The Dell surprise: A turnaround suggests the warnings were unnecessary

DellJust last month, Dell issued an out-of-cycle earnings warning telling investors the underpinnings of its business didn't look as solid as it thought, and gross margins could be headed for a freefall rather than the anticipated steep decline. If Dell had to make another financial reporting error, perhaps this one was the one to make: The company's $4 billion cost-cutting initiatives kicked in when it needed them most, resulting in an operating income improvement of 62% over the first quarter of the year, and a quarter-to-quarter gross margin increase by 10%.

Not that 18.7% gross margin is anywhere that Dell, or any other company, would want to be for any sustained length of time. But rather than the dire straits the company's July warnings were foretelling, Dell ended up with a better second quarter than its first in several departments -- this while its biggest competitor, HP, took a bigger hit that it expected.

A few weeks ago, HP reported shipment increases for personal systems of about 2% annually. The big question at the time was, did that 2% come at Dell's expense, or was it a result of an economic recovery in the works? Yesterday, Dell reported its shipments rose by 10% over the previous quarter. If those numbers are independently confirmed, Dell may avoid falling to the #3 spot worldwide against Acer anytime this year.

It's the bright, sweet-smelling rose on what was otherwise a pretty smelly quarter by anyone's standards. Unit shipments, while on the uptick, are 14% lower now than they were at this time last year. The company reaped just under $10 billion in revenue during the last quarter, when it was raking in $11.5 billion at the same quarter last year. But that rising operating income to $671 million was hailed by investors yesterday as an extremely positive sign for the economy -- a sign that orders are back up, and that Dell may have a plan for cashing in.

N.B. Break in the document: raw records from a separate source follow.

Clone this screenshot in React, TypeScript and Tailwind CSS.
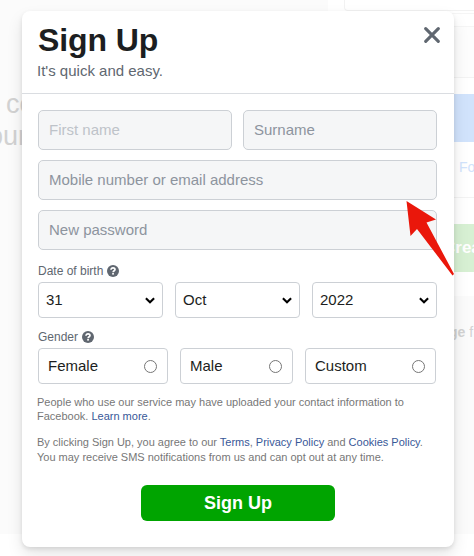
import React from "react";

function Help() {
  return (
    <svg className="ml-1 h-3 w-3" viewBox="0 0 12 12">
      <circle cx="6" cy="6" r="6" fill="#606770" />
      <path d="M4 4.8C4 3.4 4.9 2.8 6 2.8S8 3.5 8 4.5C8 5.8 6.2 5.7 6.1 7.2" fill="none" stroke="#fff" strokeWidth="1.7" />
      <rect x="5.2" y="8" width="1.7" height="1.6" fill="#fff" />
    </svg>
  );
}

function Field({ label, faded }: { label: string; faded?: boolean }) {
  return (
    <div className="flex h-10 flex-1 items-center rounded-[5px] border border-[#ccd0d5] bg-[#f5f6f7] pl-[10px]">
      <span className={faded ? "text-[#bec3c9]" : "text-[#8d949e]"}>{label}</span>
    </div>
  );
}

function Select({ value }: { value: string }) {
  return (
    <div className="flex h-9 w-[125px] items-center justify-between rounded-[4px] border border-[#ccd0d5] bg-white pl-[7px] pr-[7px] text-[#1c1e21]">
      <span>{value}</span>
      <svg className="h-[7px] w-[10px]" viewBox="0 0 10 7">
        <path d="M.9 1.2L5 5.2L9.1 1.2" fill="none" stroke="#000" strokeWidth="2.1" />
      </svg>
    </div>
  );
}

function Radio({ label, width }: { label: string; width: string }) {
  return (
    <div className={`flex h-9 items-center justify-between rounded-[4px] border border-[#ccd0d5] pl-[9px] pr-[10px] text-[#1c1e21] ${width}`}>
      <span>{label}</span>
      <span className="h-[13px] w-[13px] rounded-full border border-[#767676]" />
    </div>
  );
}

function Link({ children }: { children: React.ReactNode }) {
  return <span className="text-[#385898]">{children}</span>;
}

function Backdrop() {
  return (
    <div className="flex h-[556px] w-[474px] flex-col overflow-hidden bg-white">
      <div className="flex h-[534px] bg-[#fbfbfb]">
        <div className="w-[328px] shrink-0 whitespace-nowrap pt-[88px] text-[27px] leading-8 text-[#d2d2d2]">
          <div className="pl-[6px]">co</div>
          <div className="-ml-[12px]">our</div>
        </div>
        <div className="h-[296px] w-[146px] shrink-0 bg-white">
          <div className="ml-4 h-[11px] rounded-bl border-b border-l border-[#f2f2f2]" />
          <div className="mt-[2px] h-[14px] border-y border-[#f5f5f5]" />
          <div className="h-[51px] border-b border-[#f3f3f3] bg-[#fdfdfd]" />
          <div className="mt-4 h-12 bg-[#d1e3fc]" />
          <div className="h-14 border-b border-[#f3f3f3] pl-[131px] pt-[14px] text-[14px] leading-[22px] text-[#d1e3fc]">Fo</div>
          <div className="mt-[26px] flex h-12 items-center bg-[#d7f0d3] pl-[115px] text-[17px] font-bold text-white">Crea</div>
          <div className="mt-12 whitespace-nowrap pl-[121px] text-[14px] leading-[25px] text-[#d2d2d2]"><b>ge</b> f</div>
        </div>
      </div>
    </div>
  );
}

export default function App() {
  return (
    <main className="relative h-[556px] w-[474px] overflow-hidden font-['Liberation_Sans',Arial,sans-serif]">
      <Backdrop />
      <section className="absolute left-[22px] top-[11px] h-[536px] w-[432px] rounded-[8px] bg-white shadow-[0_2px_4px_rgba(0,0,0,0.1),0_8px_16px_rgba(0,0,0,0.1)]">
        <header className="flex h-[83px] justify-between border-b border-[#dadde1] pl-4 pr-[14px] pt-[10px]">
          <div>
            <h1 className="text-[32px] font-bold leading-[38px] tracking-[-0.1px] text-[#1c1e21]">Sign Up</h1>
            <p className="-ml-px text-[15px] leading-6 text-[#606770]">It's quick and easy.</p>
          </div>
          <svg className="mt-[6px] h-4 w-4" viewBox="0 0 16 16">
            <path d="M1.7 1.7L14.3 14.3M14.3 1.7L1.7 14.3" stroke="#606770" strokeWidth="3.1" strokeLinecap="round" />
          </svg>
        </header>
        <div className="pl-4 pr-[17px] pt-4 text-[15px]">
          <div className="flex flex-col gap-[10px]">
            <div className="flex gap-[11px]"><Field label="First name" faded /><Field label="Surname" /></div>
            <div className="flex"><Field label="Mobile number or email address" /></div>
            <div className="flex"><Field label="New password" /></div>
          </div>
          <div className="mt-[14px] flex h-[14px] items-center text-[12px] text-[#606770]">Date of birth<Help /></div>
          <div className="mt-1 flex gap-3"><Select value="31" /><Select value="Oct" /><Select value="2022" /></div>
          <div className="mt-[12px] flex h-[14px] items-center text-[12px] text-[#606770]">Gender<Help /></div>
          <div className="mt-1 flex gap-3">
            <Radio label="Female" width="w-[130px]" />
            <Radio label="Male" width="w-[113px]" />
            <Radio label="Custom" width="w-[131px]" />
          </div>
          <p className="-ml-px mt-[11px] whitespace-nowrap text-[11px] leading-[14px] text-[#777]">
            People who use our service may have uploaded your contact information to<br />Facebook. <Link>Learn more</Link>.
          </p>
          <p className="-ml-px mt-3 whitespace-nowrap text-[11px] leading-[15px] tracking-[-0.01px] text-[#777]">
            By clicking Sign Up, you agree to our <Link>Terms</Link>, <Link>Privacy Policy</Link> and <Link>Cookies Policy</Link>.<br />You may receive SMS notifications from us and can opt out at any time.
          </p>
          <button className="ml-[103px] mt-5 flex h-9 w-[194px] items-center justify-center rounded-[6px] bg-[#00a400] text-[18px] font-bold text-white">Sign Up</button>
        </div>
      </section>
      <svg className="absolute left-[406px] top-[201px] h-[75px] w-[49px]" viewBox="0 0 49 75">
        <path d="M.5 0L30 18.5L20.5 21.5L48 73L46.5 74.5L11 28L4.5 35Z" fill="#ea170b" />
      </svg>
    </main>
  );
}
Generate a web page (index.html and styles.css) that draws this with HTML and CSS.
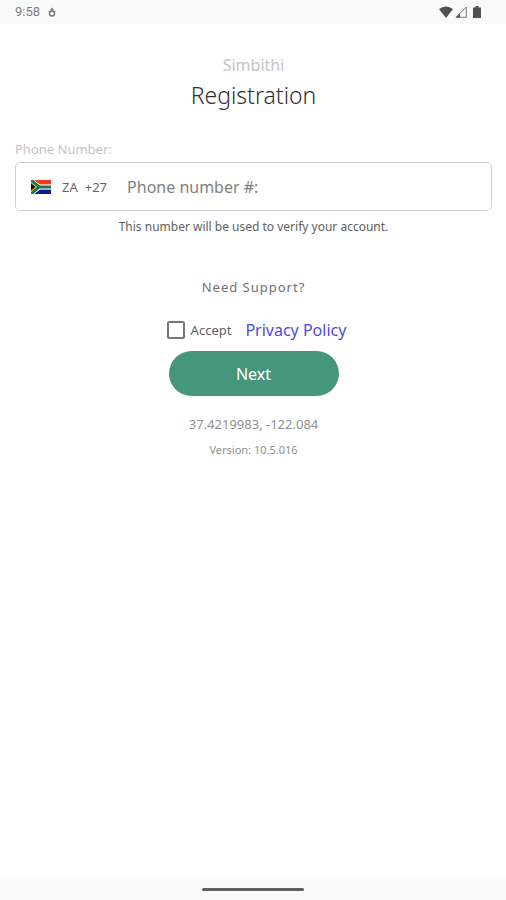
FILE: index.html
```html
<!DOCTYPE html>
<html lang="en">
<head>
<meta charset="utf-8">
<meta name="viewport" content="width=device-width, initial-scale=1">
<title>Registration</title>
<link rel="stylesheet" href="styles.css">
</head>
<body>
<header class="status">
  <span class="clock">9:58</span>
  <svg class="debug" viewBox="0 0 16 20" aria-hidden="true"><path d="M8 1 12 6H4z" fill="#777"/><path d="M1 9h14M8 5v5" stroke="#777" stroke-width="2"/><circle cx="8" cy="13" r="5" fill="none" stroke="#777" stroke-width="3"/></svg>
  <span class="signals">
    <svg width="14" height="12" viewBox="0 0 14 12" aria-hidden="true"><path d="M0 3Q7-2 14 3L7 12z" fill="#505050"/></svg>
    <svg width="12" height="12" viewBox="0 0 12 12" aria-hidden="true"><path d="M1 11.3 11.3 1v10.3z" fill="none" stroke="#777"/><path d="M1 11.500 5 7.500v4z" fill="#505050"/></svg>
    <svg class="battery" width="8" height="12" viewBox="0 0 8 12" aria-hidden="true"><path d="M2.500 0h3v1.500H8V12H0V1.500h2.500z" fill="#505050"/></svg>
  </span>
</header>
<main class="page">
  <p class="brand">Simbithi</p>
  <h1 class="title">Registration</h1>
  <form class="form">
    <label class="label" for="phone">Phone Number:</label>
    <div class="field">
      <button class="country" type="button">
        <svg class="flag" viewBox="0 0 20 14" aria-hidden="true"><path fill="#fff" d="M0 0h20v14H0z"/><path fill="#f03a1c" d="M2 0h18v4.500H9z"/><path fill="#0a1a94" d="M2 14h18V9.500H9z"/><path d="M0 0 8 7h12M0 14l8-7" fill="none" stroke="#fff" stroke-width="4.500"/><path d="M0 0 8 7h12M0 14l8-7" fill="none" stroke="#17794f" stroke-width="3"/><path fill="#e7b52f" d="M0 2 6 7l-6 5z"/><path fill="#111" d="M0 3.300 4.500 7 0 10.700z"/></svg>
        <span>ZA</span><span>+27</span>
      </button>
      <input class="phone" id="phone" type="tel" placeholder="Phone number #:">
    </div>
    <p class="hint">This number will be used to verify your account.</p>
    <button class="support" type="button">Need Support?</button>
    <div class="consent">
      <label class="accept"><input class="check" type="checkbox">Accept</label>
      <a class="policy" href="#privacy">Privacy Policy</a>
    </div>
    <button class="next" type="button">Next</button>
  </form>
  <p class="coords">37.4219983, -122.084</p>
  <p class="version">Version: 10.5.016</p>
</main>
<footer class="navbar"><span class="handle"></span></footer>
</body>
</html>
```
FILE: styles.css
```css
* { box-sizing: border-box; }
body {
  margin: 0;
  min-height: 100vh;
  display: flex;
  flex-direction: column;
  background: #fff;
  color: #505050;
  font-family: "Noto Sans", sans-serif;
}
p, h1 { margin: 0; }
button { font: inherit; color: inherit; background: none; border: 0; padding: 0; }
.status {
  height: 24px;
  padding: 0 25px 0 15px;
  display: flex;
  align-items: center;
  gap: 8px;
  background: #fafafa;
}
.clock { font: 13px/24px Roboto, sans-serif; color: #808080; }
.debug { width: 8px; height: 10px; }
.signals { display: flex; align-items: center; gap: 2px; margin-left: auto; }
.battery { margin-left: 4px; }
.page {
  flex: 1;
  padding: 30px 14px 0 15px;
  display: flex;
  flex-direction: column;
  align-items: center;
}
.brand { font-size: 16px; line-height: 22px; color: #c4c4c4; }
.title { margin-top: 4px; font-size: 23px; line-height: 30px; font-weight: 300; color: #303030; }
.form { width: 100%; margin-top: 30px; display: flex; flex-direction: column; align-items: center; }
.label { align-self: flex-start; font-size: 13px; line-height: 18px; color: #c4c4c4; }
.field {
  width: 100%;
  height: 49px;
  margin-top: 4px;
  padding: 0 15px;
  display: flex;
  align-items: center;
  gap: 20px;
  border: 1px solid #d0d0d0;
  border-radius: 5px;
}
.country { display: flex; align-items: center; gap: 7px; font-size: 13px; color: #666; }
.flag { width: 20px; height: 14px; margin-right: 4px; }
.phone { flex: 1; min-width: 0; border: 0; padding: 0; outline: 0; background: none; font: inherit; font-size: 16px; }
.phone::placeholder { color: #808080; opacity: 1; }
.hint { margin-top: 7px; font-size: 12px; line-height: 18px; color: #606060; }
.support { margin-top: 42px; font-size: 13px; line-height: 18px; letter-spacing: 1px; color: #707070; }
.consent { margin-top: 23px; height: 22px; padding-left: 6px; display: flex; align-items: center; gap: 14px; }
.accept { display: flex; align-items: center; gap: 6px; font-size: 13px; color: #606060; }
.check { appearance: none; width: 18px; height: 18px; margin: 0; border: 2px solid #777; border-radius: 2px; }
.check:checked { background: #45967b; }
.policy { font-size: 16px; color: #4a4aec; text-decoration: none; }
.next {
  width: 170px;
  height: 45px;
  margin-top: 10px;
  border-radius: 23px;
  background: #45967b;
  color: #fff;
  font-size: 16px;
}
.coords { margin-top: 19px; font-size: 13px; line-height: 18px; color: #909090; }
.version { margin-top: 9px; font-size: 11px; line-height: 16px; color: #909090; }
.navbar { height: 22px; display: flex; align-items: center; justify-content: center; background: #fafafa; }
.handle { width: 102px; height: 3px; border-radius: 2px; background: #606060; }
```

Having learned its lesson during the Windows Vista upgrade cycle, CEO Michael Dell is refraining from betting on early adopter upgrades to Windows 7 to help float those order numbers. Instead -- and very shrewdly -- he believes that the new OS will need maybe a few quarters to stabilize, to make up some ground, before consumers and businesses start treating it seriously.

But then they'll treat it seriously, Mr. Dell believes, because that huge backlog of Windows XP-based machines -- the sheer number of which Dell is intimately familiar with, from servicing them all and even downgrading Vista machines at customers' request -- will be ripe for replacement.

"When you look at the age of the install base, we know that after a certain period of time the cost just becomes pretty onerous," stated Mr. Dell yesterday (our thanks to Seeking Alpha for the transcript), "and the percentage of these machines out there that are based on Windows XP, which again is an eight-year-old operating system in another month or two, you know also what many of you may not have done and I would encourage you to do is go to dell.com, buy a modern PC, put Windows 7 on it, put Office 2010 on it, you will love your PC again. And as more and more people do that, I'm here to tell you there's going to be a refresh cycle next year. It's not all going to come in the first month or the second month, but over the course of the year there will be a big refresh cycle."

Maybe Mr. Dell has been reading Betanews in recent weeks, because he was certainly in tune with the Windows 7 whether-to-upgrade debate, when asked his feelings directly about customer sentiments by a Citigroup analyst: "It's always a subject of debate in terms of, you know, do you put the new OS on the old hardware? I think that the difference now is the size of the installed base of old hardware has never been greater," remarked Mr. Dell. "And you're talking about...a change from an eight-year-old operating system, so it's a significant change-over in terms of capability, and we see a lot of old machines out there that are going to be replaced. Certainly some people will put Windows 7 on the installed base. You know, generally the larger customers don't like to touch a machine once they've put it out there. It's just more expensive for them to just leave it in place and do a rolling upgrade."